Because it’s “about the fox” or “about the storm”, it can feel safer to talk. You’re not pushing a child to confess anything. You’re inviting them to notice feelings in a story, then connect them gently.
Here are a few one-line prompts you can use after a page or two:
- “Which part felt scary, and what helped?”
- “Who felt lonely in the story?”
- “What did the animal do when it didn’t know what to do?”
- “If you were the owl, where would you feel safe?”
- “What changed when the storm moved on?”
You don’t need a big chat every night. Sometimes a child will just shrug. Still, you’ve shown them that feelings can be named, carried, and softened, like weather.
Building curiosity and empathy
Nature bedtime stories aren’t schoolwork. They’re more like planting seeds. Over time, those seeds can grow into questions, care, and confidence outdoors. A child who feels connected to a story about a pond often looks at real puddles differently the next day.

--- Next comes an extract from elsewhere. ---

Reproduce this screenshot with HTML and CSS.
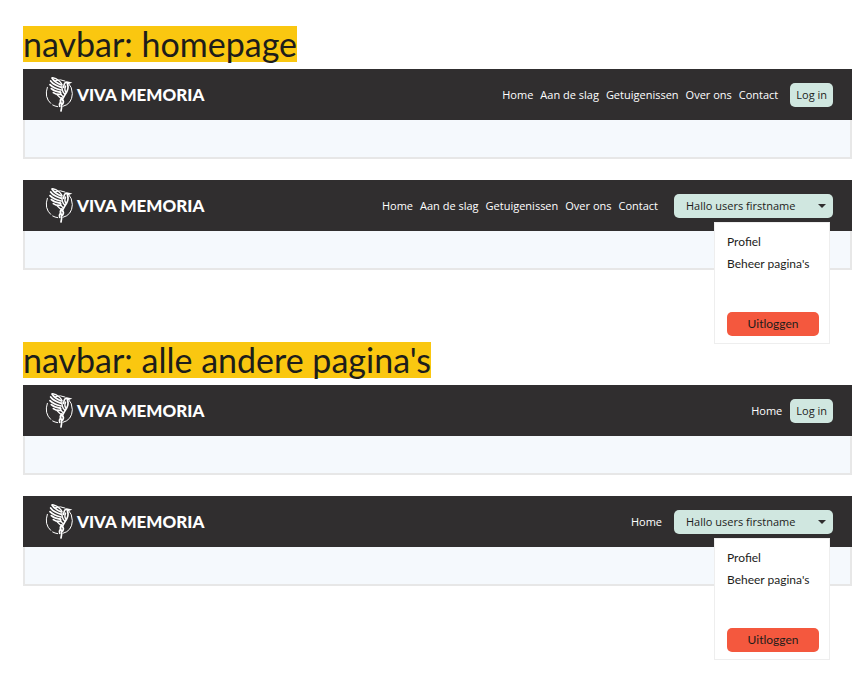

These stories also widen a child’s world in a calm way. A small bedroom can suddenly hold a rainforest, a beach at night, or a winter field. That sense of scale can be comforting, because it reminds children they’re part of something steady.
They gently teach how nature works
When you read about animals and weather, small facts slip in naturally. The best ones are true, simple, and easy to imagine. For example, hedgehogs hibernate through cold months. Tadpoles change into frogs as they grow. Some birds migrate to find warmer places and more food. Seasons shift because days slowly change in length.
In a story, these facts don’t need to be announced. They can appear as part of the plot. A squirrel gathers food. A tree loses leaves, then rests. A frog waits quietly in pond weeds.
Keep it light with one follow-up question, not a quiz. Try: “What do you think that animal will need tonight?” That invites thinking without turning bedtime into a test.
You can also connect the story to what your child already knows. If you saw frost on the car that morning, a winter scene will land better. If it rained all afternoon, a story about puddles and worms will feel familiar.